William Golding

  • early life

    William Golding was born on September 19, 1911, in Saint Columb Minor, Cornwall, England. He was raised in a 14th-century house next door to a graveyard. His mother, Mildred, was an active suffragette who fought for women’s right to vote. His father, Alex, worked as a schoolmaster.
  • teaching

    After college, Golding worked in settlement houses and the theater for a time. Eventually, he decided to follow in his father’s footsteps. In 1935 Golding took a position teaching English and philosophy at Bishop Wordsworth’s School in Salisbury. Golding’s experience teaching unruly young boys would later serve as inspiration for his novel Lord of the Flies.
  • career and later years

    Golding worked as a writer, actor, and producer with a small theater in an unfashionable part of London, paying his bills with a job as a social worker. He considered the theater his strongest literary influence, citing Greek tragedians and Shakespeare, rather than other novelists, as his primary influences.
  • royal navy

    Golding spent the better part of the next six years on a boat, except for a seven-month stint in New York, where he assisted Lord Cherwell at the Naval Research Establishment. While in the Royal Navy, Golding developed a lifelong romance with sailing and the sea.
  • William golding's novel

    The five years Golding spent in the navy made an enormous impact, exposing him to the incredible cruelty and barbarity of which humankind is capable. Writing about his wartime experiences later, he asserted that "man produces evil, as a bee produces honey." Long before, while in college, he had lost faith in the rationalism of his father with its attendant belief in the perfectibility of humankind.
  • 'lord of the flies'

    after 21 rejections, Golding published his first and most acclaimed novel, Lord of the Flies.
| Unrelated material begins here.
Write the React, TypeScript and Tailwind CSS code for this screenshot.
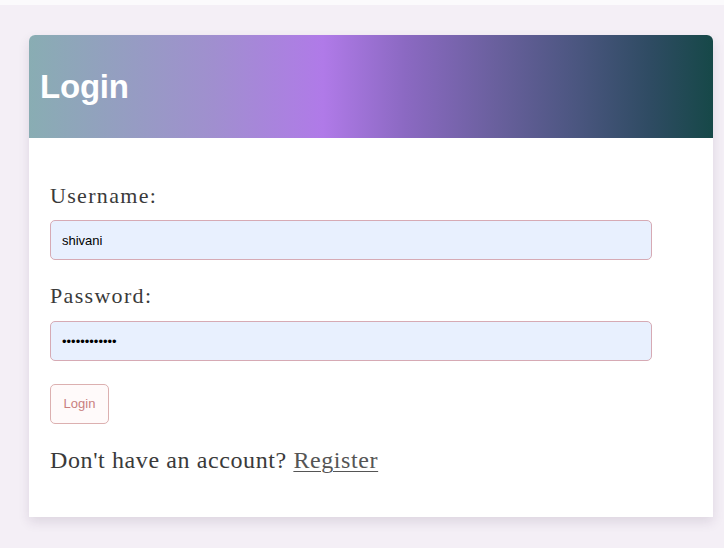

The novel told the gripping story of a group of adolescent boys stranded on a deserted island after a plane wreck. Lord of the Flies explored the savage side of human nature as the boys, let loose from the constraints of society, brutally turned against one another in the face of an imagined enemy.
  • William Golding's biography

    Pincher Martin followed in 1956. Like Lord of the Flies, it concerns survival after shipwreck. Navy lieutenant Christopher Martin is thrown from his ship during combat in World War II. He finds a rock to cling to, and the rest of the story is related from this vantage point, detailing his struggle for survival and recounting the details of his life.
  • death and legacy

    Golding spent the last few years of his life quietly living with his wife, Ann Brookfield, at their house near Falmouth, Cornwall, where he continued to toil at his writing. The couple had married in 1939 and had two children, David and Judith. On June 19, 1993, Golding died of a heart attack in Perranarworthal, Cornwall. After Golding died, his completed manuscript for The Double Tongue was published posthumously.